Thinking in Bets: Making Smarter Decisions When You Don't Have All the Facts by Annie Duke
(New York: Penguin, 2018), 288
- Improving decision quality is about increasing our chances of good outcomes, not guaranteeing them.
- Poker like life (not chess), is a decision about an uncertain future. Outcomes depend on 1) quaity of decisons and 2) luck.
- Everything is a Bet: When we make a decision, we really should admit we are not sure.
- Resulting: base our assessment of decisions on the process rather than the outcome (some of the outcome is due to luck).
- We win bets by striving to calibrate our beliefs and predictions about the future to more accurately represent the world.
- “I’m not sure” — Acknowledging uncertainty
- Redefining “Wrong”: Decisions are bets on the future. They aren’t “right” or “wrong” based on whether they turn out well or not.
- Redefining confidence: how confident rather than binary
- Belief: The more accurate our beliefs, the better the foundation of the bets we make.
- The person who wins bets over the long run is the one with the most accurate beliefs. The more objective we are, the more accurate our beliefs become.
- Offering a wager brings the risk out into the open, making explicit what is already implicit (and frequently overlooked).
- Use the 10–10–10 process: Before a decision, ask yourself “What are the consequences of each of my options in ten minutes? Ten months?

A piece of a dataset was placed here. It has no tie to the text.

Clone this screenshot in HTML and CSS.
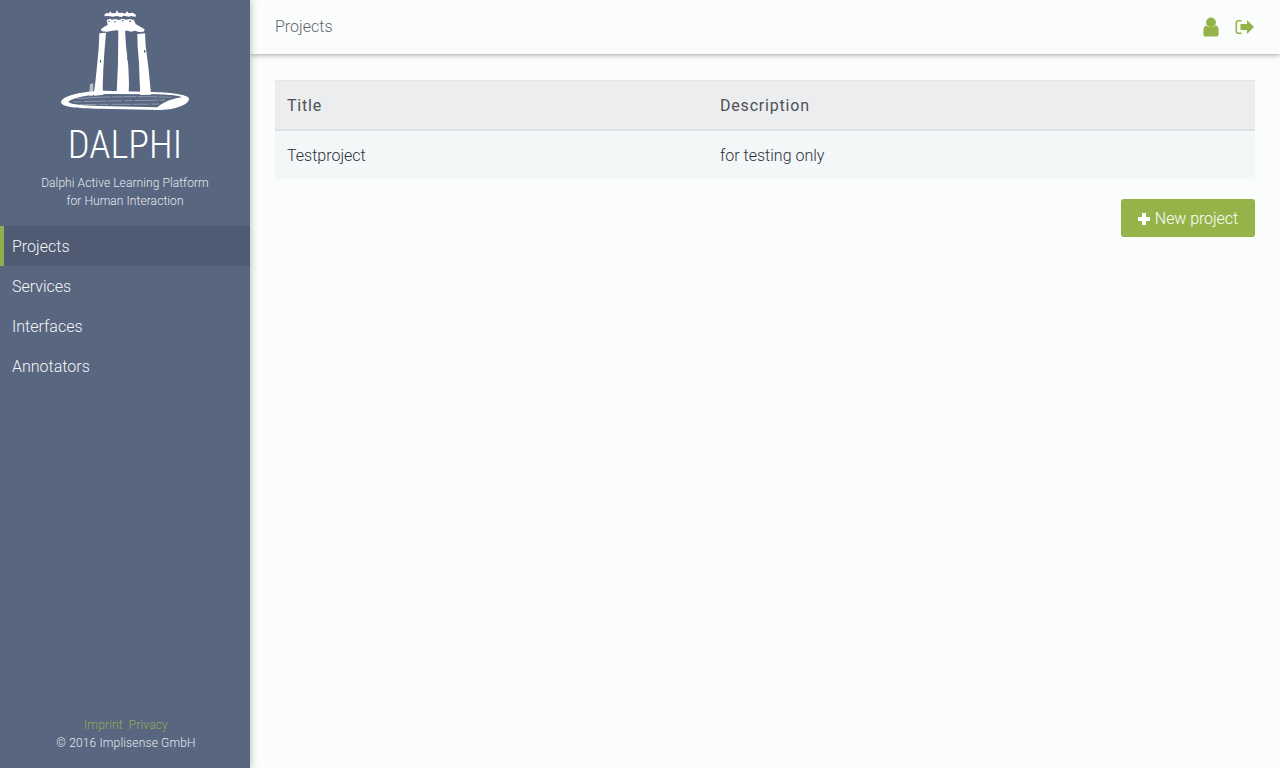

Ten years?”
- Backcasting: Working backward from a positive future
When we identify the goal and work backward from there to “remember” how we got there, the research shows that we do better. - Pre-mortems: Despite the popular wisdom that we achieve success through positive visualization, it turns out that incorporating negative visualization makes us more likely to achieve our goals.